Written instruction => From the listing below, extract every line containing "React".
____________
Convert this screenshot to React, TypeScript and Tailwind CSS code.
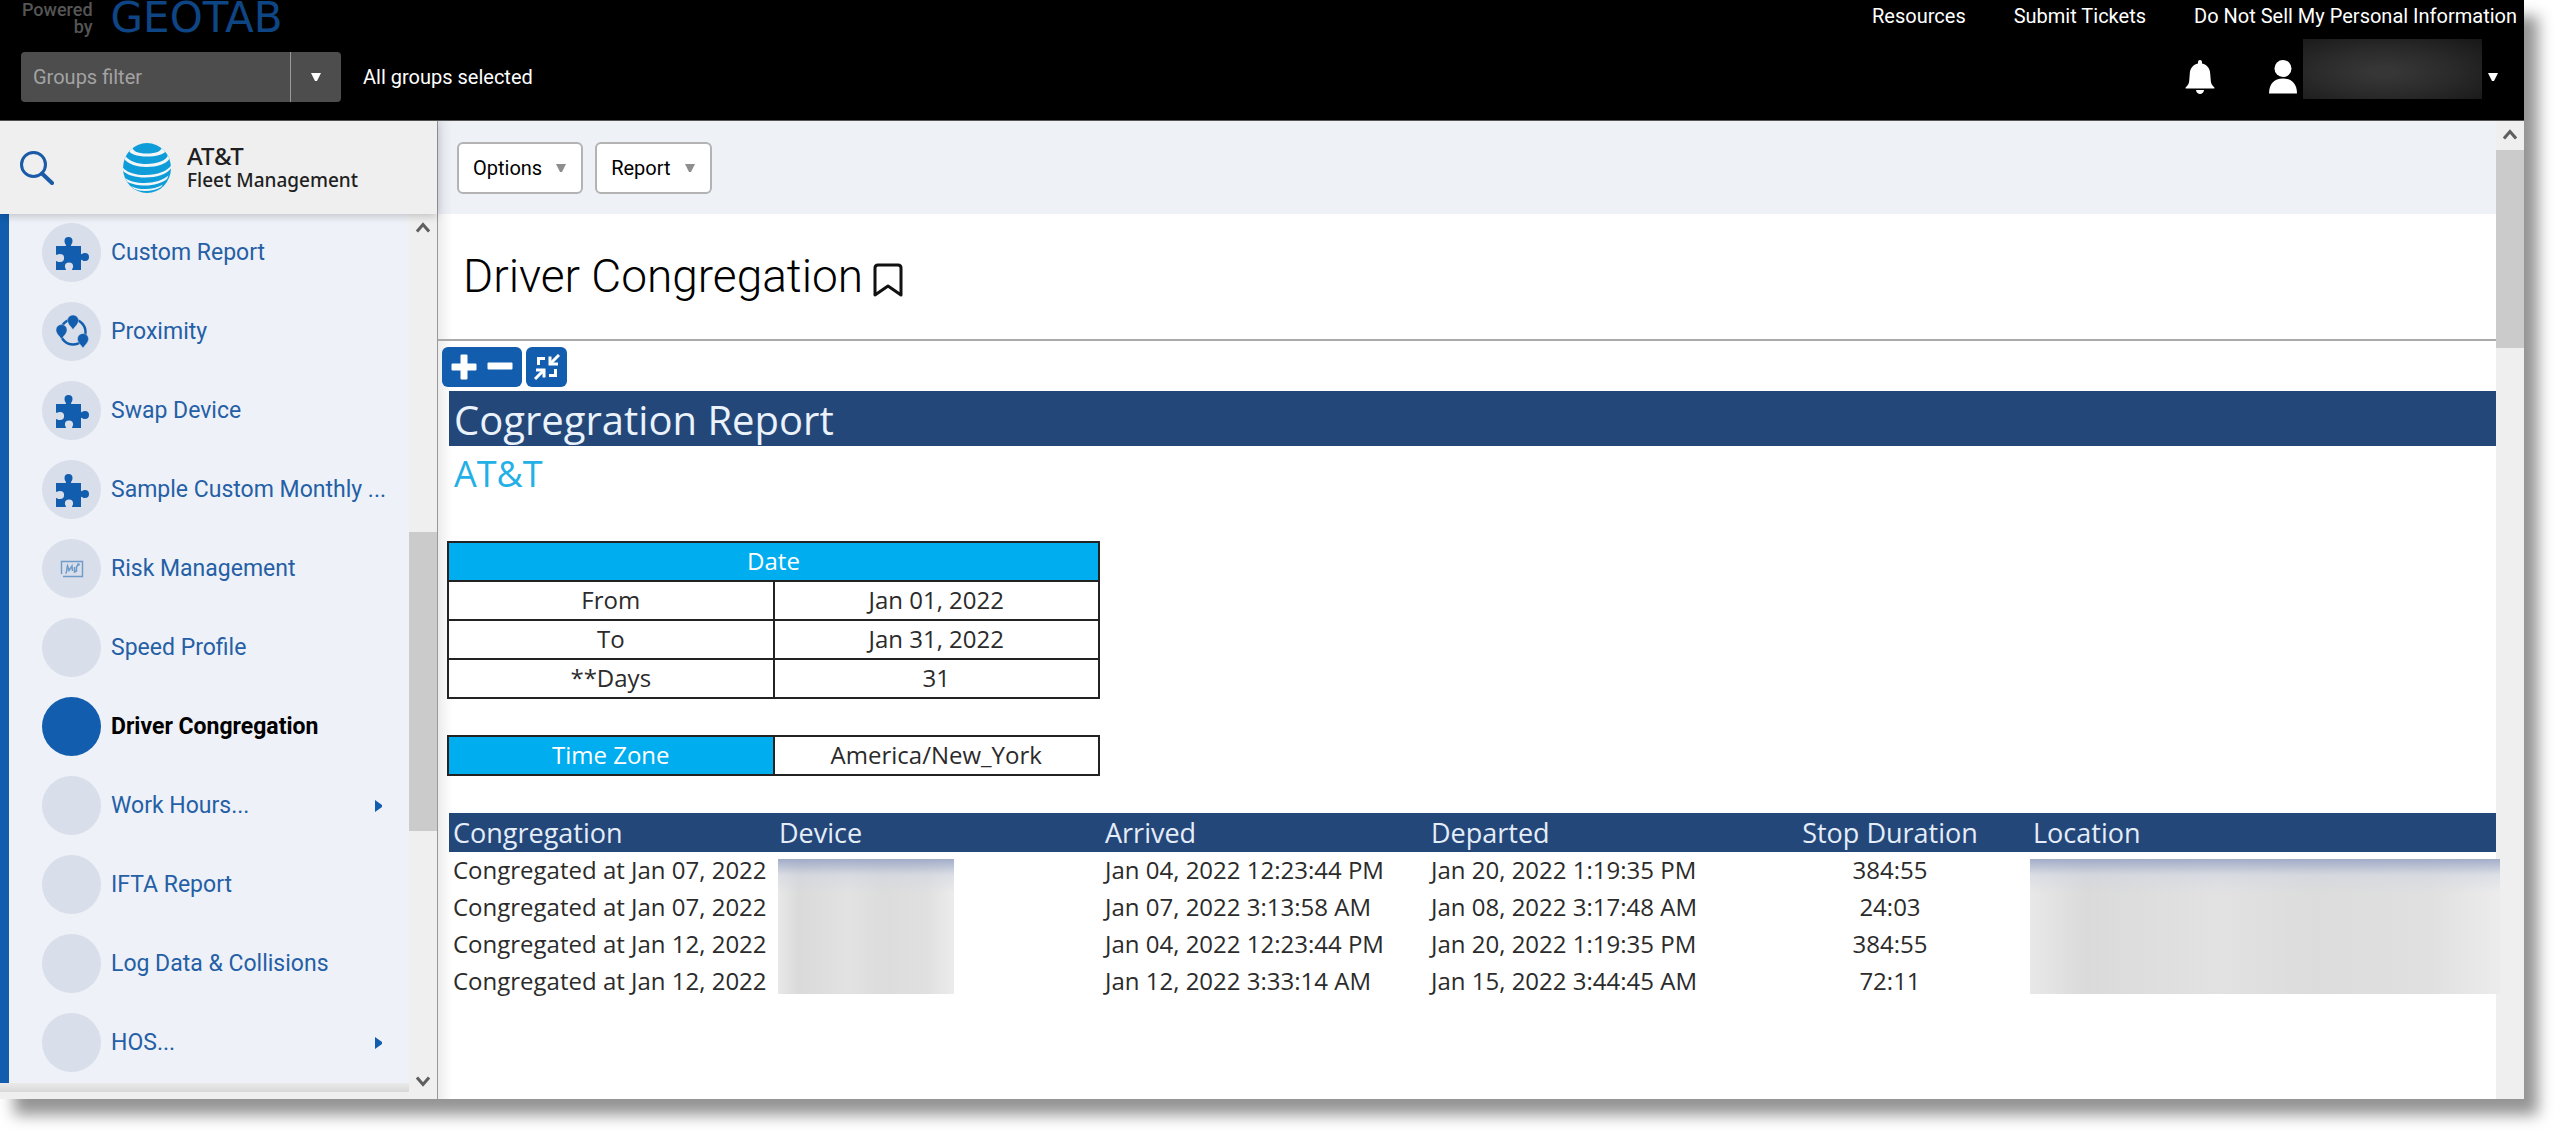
import React from 'react';

type IconName = 'puzzle' | 'proximity' | 'chart';

interface NavItem {
  label: string;
  icon?: IconName;
  active?: boolean;
  expandable?: boolean;
}

const navItems: NavItem[] = [
  { label: 'Custom Report', icon: 'puzzle' },
  { label: 'Proximity', icon: 'proximity' },
  { label: 'Swap Device', icon: 'puzzle' },
  { label: 'Sample Custom Monthly ...', icon: 'puzzle' },
  { label: 'Risk Management', icon: 'chart' },
  { label: 'Speed Profile' },
  { label: 'Driver Congregation', active: true },
  { label: 'Work Hours...', expandable: true },
  { label: 'IFTA Report' },
  { label: 'Log Data & Collisions' },
  { label: 'HOS...', expandable: true },
];

const stops = [
  { group: 'Congregated at Jan 07, 2022', arrived: 'Jan 04, 2022 12:23:44 PM', departed: 'Jan 20, 2022 1:19:35 PM', duration: '384:55' },
  { group: 'Congregated at Jan 07, 2022', arrived: 'Jan 07, 2022 3:13:58 AM', departed: 'Jan 08, 2022 3:17:48 AM', duration: '24:03' },
  { group: 'Congregated at Jan 12, 2022', arrived: 'Jan 04, 2022 12:23:44 PM', departed: 'Jan 20, 2022 1:19:35 PM', duration: '384:55' },
  { group: 'Congregated at Jan 12, 2022', arrived: 'Jan 12, 2022 3:33:14 AM', departed: 'Jan 15, 2022 3:44:45 AM', duration: '72:11' },
];

const dateRows = [
  ['From', 'Jan 01, 2022'],
  ['To', 'Jan 31, 2022'],
  ['**Days', '31'],
];

const CaretDown: React.FC<{ className?: string }> = ({ className }) => (
  <svg viewBox="0 0 10 8" className={`h-2 w-2.5 ${className ?? ''}`} fill="currentColor" aria-hidden="true">
    <path d="M0 0h10L6 8H4z" />
  </svg>
);

const ScrollArrow: React.FC<{ down?: boolean }> = ({ down }) => (
  <svg viewBox="0 0 14 11" className={`h-[11px] w-3.5 ${down ? 'rotate-180' : ''}`} fill="none" stroke="#5f5f5f" strokeWidth="3" aria-hidden="true">
    <path d="M1 9.500 7 2.500 13 9.500" />
  </svg>
);

const NavIcon: React.FC<{ name: IconName }> = ({ name }) => {
  if (name === 'puzzle') {
    return (
      <svg viewBox="0 0 34 34" className="size-[34px]" fill="#125dae" aria-hidden="true">
        <path d="M1 10h9.500c.6 0 .8-.7.4-1.200C10 7.700 9.500 6.500 9.500 5a4 4 0 0 1 8 0c0 1.500-.5 2.700-1.400 3.800-.4.5-.2 1.200.4 1.200H26v7.500c0 .7.600 1 1.100.6C28 17.200 29 17 30 17a4 4 0 0 1 0 8c-1 0-2-.2-2.900-1.100-.5-.4-1.100-.1-1.100.6V34h-8.300c-.6 0-.8-.5-.5-1 .6-.8.900-1.500.9-2.500a4.100 4.100 0 0 0-8.200 0c0 1 .3 1.700.9 2.500.3.500.1 1-.5 1H1v-8.300c0-.6.500-.8 1-.5.8.6 1.700.9 3 .9a4.100 4.100 0 0 0 0-8.200c-1.300 0-2.200.3-3 .9-.5.3-1 .1-1-.5z" />
      </svg>
    );
  }
  if (name === 'proximity') {
    return (
      <svg viewBox="0 0 34 34" className="size-[34px]" aria-hidden="true">
        <circle cx="18" cy="17" r="12.500" fill="none" stroke="#125dae" strokeWidth="2.500" />
        <g fill="#125dae" stroke="#d8deea" strokeWidth=".4">
          <path d="M18 14.500c-3-4-5.500-6-5.500-9a5.500 5.500 0 0 1 11 0c0 3-2.500 5-5.500 9z" />
          <path d="M6.500 24c-3-4-5.500-6-5.500-9a5.500 5.500 0 0 1 11 0c0 3-2.500 5-5.500 9z" />
          <path d="M28 33c-3-4-5.500-6-5.500-9a5.500 5.500 0 0 1 11 0c0 3-2.500 5-5.500 9z" />
        </g>
      </svg>
    );
  }
  return (
    <svg viewBox="0 0 24 18" className="h-[18px] w-6" fill="none" stroke="#6f9bcb" aria-hidden="true">
      <path d="M1.500 14V1.500h21v15H3" strokeWidth="1.400" />
      <path d="M5.500 13.500c2-1 1-6 2-8l1.500 5 3-4.500.5 5M14.500 7v5l2-1V7l2-3" strokeWidth="1.500" />
      <circle cx="18.500" cy="4.500" r="1" />
    </svg>
  );
};

const Globe = () => (
  <svg viewBox="0 0 48 50" className="h-[50px] w-12" aria-hidden="true">
    <defs>
      <clipPath id="globe">
        <ellipse cx="24" cy="25" rx="24" ry="25" />
      </clipPath>
    </defs>
    <g clipPath="url(#globe)">
      <path d="M0 0h48v50H0z" fill="#0f9dd9" />
      <g fill="#f3f6f8">
        <path d="M10 3C8 8 15 10.500 24 10.500S40 8 38.500 3L43 8c-2 3.500-10 5.500-19 5.500C14 13.500 6 11 6 7z" />
        <path d="M2.500 13c4 5.500 12 8 21 8 11 0 20-3.500 21.500-9l1.500 3.500c-3 5.500-12 8.500-23 8.500-10 0-18-3-22-7.500z" />
        <path d="M-.5 24c4 5.500 13 8 23 8 12 0 22-4 25.500-9.500v3c-5 6-14 9-26 9-10 0-18-2.500-22.500-7z" />
        <path d="M1.500 34.500c5 4 12 5.500 20 5.500 10 0 19-3 24-7.500l-1.500 3.500c-5 4-13 6.500-22 6.500-7 0-14-1.500-18-4z" />
        <path d="M8 43c4 2.500 9 3 14 3 7 0 13-1.500 18-4.500l-2 2.500c-4 2.500-10 4-16 4-4 0-8-.8-11-2z" />
      </g>
    </g>
  </svg>
);

const TopBar = () => (
  <header className="flex h-[121px] justify-between border-b border-[#555] bg-black font-[Roboto] text-xl text-white">
    <div>
      <div className="flex h-[52px] items-start gap-[18px] pl-[22px]">
        <p className="pt-px text-right text-lg leading-[17px] font-medium text-[#555]">
          Powered
          <br />
          by
        </p>
        <span className="font-['DejaVu_Sans'] text-[42px] leading-9 text-[#0e4584]">GEOTAB</span>
      </div>
      <div className="flex items-center gap-[22px] pl-[21px]">
        <div className="flex h-[50px] w-80 rounded-sm bg-[#4d4d4d]">
          <input
            type="text"
            aria-label="Groups filter"
            placeholder="Groups filter"
            className="min-w-0 flex-1 px-3 leading-6 placeholder:text-[#a3a3a3]"
          />
          <button aria-label="Show groups" className="flex w-[51px] items-center justify-center border-l border-[#999]">
            <CaretDown />
          </button>
        </div>
        <span>All groups selected</span>
      </div>
    </div>
    <div className="flex flex-col items-end">
      <nav className="flex gap-12 pt-1 pr-[7px] leading-6">
        <a href="#resources">Resources</a>
        <a href="#tickets">Submit Tickets</a>
        <a href="#privacy">Do Not Sell My Personal Information</a>
      </nav>
      <div className="flex items-center pt-[11px] pr-[26px]">
        <button aria-label="Notifications" className="mr-[54px] pt-4">
          <svg viewBox="0 0 30 34" className="h-[34px] w-[30px]" fill="currentColor">
            <path d="M15 0c1.200 0 2 .8 2 2v1.600c5 1 7.800 4.800 8.200 9.900l.6 7.500c.2 2.300 1.200 4.300 3.400 6.200.5.500.4 1.300-.4 1.300H1.200c-.8 0-.9-.8-.4-1.300C3 25.300 4 23.300 4.200 21l.6-7.500C5.200 8.400 8 4.600 13 3.600V2c0-1.200.8-2 2-2z" />
            <path d="M11 30h8c0 2-2 4-4 4s-4-2-4-4z" />
          </svg>
        </button>
        <button aria-label="Account" className="flex items-center gap-1.5">
          <svg viewBox="0 0 28 34" className="mt-4 h-[34px] w-7" fill="currentColor">
            <ellipse cx="14" cy="8.500" rx="8.500" ry="8.500" />
            <path d="M0 33.500C0 24 5 18.500 14 18.500S28 24 28 33.500z" />
          </svg>
          <span className="h-[60px] w-[179px] bg-[radial-gradient(ellipse_at_45%_55%,#363636_10%,#2a2a2a_50%,#171717_100%)]" />
          <CaretDown className="mt-4" />
        </button>
      </div>
    </div>
  </header>
);

const Sidebar = () => (
  <aside className="flex w-[438px] shrink-0 flex-col border-r border-[#999] bg-[#efefef]">
    <div className="z-10 flex h-[93px] items-center pl-5 shadow-[0_2px_8px_rgba(0,0,0,0.2)]">
      <button aria-label="Search" className="mr-[69px]">
        <svg viewBox="0 0 34 34" className="size-[34px]" fill="none" stroke="#1a5ba8" strokeWidth="3">
          <circle cx="13.500" cy="13.500" r="12" />
          <path d="m22 22.500 10 9.500" strokeWidth="4" strokeLinecap="round" />
        </svg>
      </button>
      <a href="#home" className="flex items-center gap-4 font-['Noto_Sans'] font-medium text-[#1f1f1f]">
        <Globe />
        <span className="flex flex-col">
          <span className="text-2xl leading-6">AT&amp;T</span>
          <span className="text-[19px] leading-6">Fleet Management</span>
        </span>
      </a>
    </div>
    <div className="flex flex-1">
      <div className="flex min-w-0 flex-1 flex-col">
        <nav className="border-l-[9px] border-[#125dae] bg-[#eef1f7] font-[Roboto] text-[23px]">
          {navItems.map((item) => (
            <a
              key={item.label}
              href="#nav"
              className={`flex h-[79px] items-center gap-2.5 pr-[27px] pb-0.5 pl-[33px] ${item.active ? 'font-bold text-black' : 'text-[#255fa6]'}`}
            >
              <span className={`flex size-[59px] shrink-0 items-center justify-center rounded-full ${item.active ? 'bg-[#125dae]' : 'bg-[#d8deea]'}`}>
                {item.icon && <NavIcon name={item.icon} />}
              </span>
              <span className="min-w-0 flex-1 pt-0.5 whitespace-nowrap">{item.label}</span>
              {item.expandable && (
                <svg viewBox="0 0 7 12" className="h-3 w-[7px]" fill="#125dae" aria-hidden="true">
                  <path d="M0 0l7 5v2l-7 5z" />
                </svg>
              )}
            </a>
          ))}
        </nav>
        <div className="h-[9px] bg-linear-to-b from-[#eaeaea] to-[#d8d8d8]" />
      </div>
      <div className="flex w-7 shrink-0 flex-col items-center bg-[#efefef] pt-2 pb-3">
        <ScrollArrow />
        <div className="mt-[299px] h-[299px] w-full bg-[#cbcbcb]" />
        <div className="mt-auto">
          <ScrollArrow down />
        </div>
      </div>
    </div>
  </aside>
);

const ToolbarButton: React.FC<{ label: string }> = ({ label }) => (
  <button className="flex h-[52px] items-center gap-3.5 rounded-md border-2 border-[#b3b3b3] bg-white px-3.5 font-[Roboto] text-xl text-black">
    {label}
    <CaretDown className="mr-px text-[#8e8e8e]" />
  </button>
);

const cell = 'border-2 border-[#222] p-0 pb-0.5 text-center leading-8';
const blur =
  'bg-[linear-gradient(180deg,rgba(150,163,195,0.85)_0,rgba(205,211,224,0.5)_16px,transparent_34px),linear-gradient(90deg,#e8e8e8_0,#dadada_12%,#e2e2e2_40%,#dcdcdc_60%,#e0e0e0_85%,#ececec_100%)]';

const Report = () => (
  <section className="pl-[11px] font-['Open_Sans'] text-2xl text-[#2b2b2b]">
    <h2 className="h-[55px] bg-[#24477a] pl-[5px] text-[40px] leading-[58px] text-[#eaf2fb]">Cogregration Report</h2>
    <p className="pl-[5px] text-4xl leading-[56px] text-[#22b0e6]">AT&amp;T</p>

    <table className="mt-[39px] -ml-0.5 w-[653px] table-fixed border-collapse">
      <thead>
        <tr className="h-[39px] bg-[#00adef] text-white">
          <th colSpan={2} className={`${cell} font-normal`}>Date</th>
        </tr>
      </thead>
      <tbody>
        {dateRows.map(([label, value]) => (
          <tr key={label} className="h-[39px]">
            <td className={cell}>{label}</td>
            <td className={cell}>{value}</td>
          </tr>
        ))}
      </tbody>
    </table>

    <table className="mt-9 -ml-0.5 w-[653px] table-fixed border-collapse">
      <tbody>
        <tr className="h-[39px]">
          <th scope="row" className={`${cell} bg-[#00adef] font-normal text-white`}>Time Zone</th>
          <td className={cell}>America/New_York</td>
        </tr>
      </tbody>
    </table>

    <div className="relative mt-[37px]">
      <table className="w-full table-fixed">
        <thead>
          <tr className="h-[39px] bg-[#24477a] text-left text-[27px] leading-9 text-[#e4edf8]">
            <th className="w-[326px] p-0 pl-1 font-normal">Congregation</th>
            <th className="w-[326px] p-0 pl-1 font-normal">Device</th>
            <th className="w-[326px] p-0 pl-1 font-normal">Arrived</th>
            <th className="w-[326px] p-0 pl-1 font-normal">Departed</th>
            <th className="w-[274px] p-0 text-center font-normal">Stop Duration</th>
            <th className="p-0 pl-1.5 font-normal">Location</th>
          </tr>
        </thead>
        <tbody className="align-top">
          {stops.map((stop, idx) => (
            <tr key={idx} className="h-[37px] leading-9 whitespace-nowrap">
              <td className="p-0 pl-1">{stop.group}</td>
              <td />
              <td className="p-0 pl-1">{stop.arrived}</td>
              <td className="p-0 pl-1">{stop.departed}</td>
              <td className="p-0 text-center">{stop.duration}</td>
              <td />
            </tr>
          ))}
        </tbody>
      </table>
      {/* Redacted columns */}
      <div className={`absolute top-[46px] left-[329px] h-[135px] w-44 ${blur}`} />
      <div className={`absolute top-[46px] -right-1 left-[1581px] h-[135px] ${blur}`} />
    </div>
  </section>
);

const Content = () => (
  <main className="flex min-w-0 flex-1 bg-white">
    <div className="min-w-0 flex-1 bg-linear-to-r from-[#ececec] to-white to-[14px]">
      <div className="flex h-[93px] items-center gap-3 bg-linear-to-r from-[#dfe3e9] to-[#eef1f6] to-[14px] pl-[19px]">
        <ToolbarButton label="Options" />
        <ToolbarButton label="Report" />
      </div>
      <div className="flex h-[127px] items-center gap-2.5 border-b-2 border-[#aaa] pl-[25px]">
        <h1 className="font-[Roboto] text-[46px] font-light text-black">Driver Congregation</h1>
        <button aria-label="Bookmark" className="pt-1.5">
          <svg viewBox="0 0 30 34" className="h-[34px] w-[30px]" fill="none" stroke="#111" strokeWidth="3" strokeLinejoin="round">
            <path d="M2 32V5c0-2 1.500-3 3-3h20c1.500 0 3 1 3 3v27L15 23z" />
          </svg>
        </button>
      </div>
      <div className="flex gap-1 py-1.5 pb-1 pl-1">
        <div className="flex h-10 w-20 items-center justify-around rounded-md bg-[#125dae] px-1">
          <button aria-label="Expand">
            <svg viewBox="0 0 26 26" className="size-[26px]" fill="#fff">
              <path d="M9.500 1.500a1 1 0 0 1 1-1h5a1 1 0 0 1 1 1v8h8a1 1 0 0 1 1 1v5a1 1 0 0 1-1 1h-8v8a1 1 0 0 1-1 1h-5a1 1 0 0 1-1-1v-8h-8a1 1 0 0 1-1-1v-5a1 1 0 0 1 1-1h8z" />
            </svg>
          </button>
          <button aria-label="Collapse">
            <svg viewBox="0 0 26 26" className="size-[26px]" fill="#fff">
              <rect x=".5" y="8.500" width="25" height="7" rx="1" />
            </svg>
          </button>
        </div>
        <button aria-label="Fit to screen" className="flex h-10 w-[41px] items-center justify-center rounded-md bg-[#125dae]">
          <svg viewBox="0 0 26 26" className="size-[26px]" fill="none" stroke="#fff" strokeWidth="3">
            <path d="M4.500 11V4.500H11M15 21.500h6.500V15" />
            <path d="M25 1l-8 8M1 25l8-8" />
            <path d="M16 2.500V10h8M2 16h8v7.500" />
          </svg>
        </button>
      </div>
      <Report />
    </div>
    <div className="flex w-7 shrink-0 flex-col items-center bg-[#efefef] pt-2">
      <ScrollArrow />
      <div className="mt-2.5 h-[198px] w-full bg-[#cbcbcb]" />
    </div>
  </main>
);

const App: React.FC = () => (
  <div className="flex min-h-screen flex-col overflow-hidden bg-white pr-9 pb-9">
    <div className="flex flex-1 flex-col shadow-[14px_16px_14px_rgba(0,0,0,0.42)]">
      <TopBar />
      <div className="flex flex-1">
        <Sidebar />
        <Content />
      </div>
    </div>
  </div>
);

export default App;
____________
Full response =>
Convert this screenshot to React, TypeScript and Tailwind CSS code.
import React from 'react';
const CaretDown: React.FC<{ className?: string }> = ({ className }) => (
const ScrollArrow: React.FC<{ down?: boolean }> = ({ down }) => (
const NavIcon: React.FC<{ name: IconName }> = ({ name }) => {
const ToolbarButton: React.FC<{ label: string }> = ({ label }) => (
const App: React.FC = () => (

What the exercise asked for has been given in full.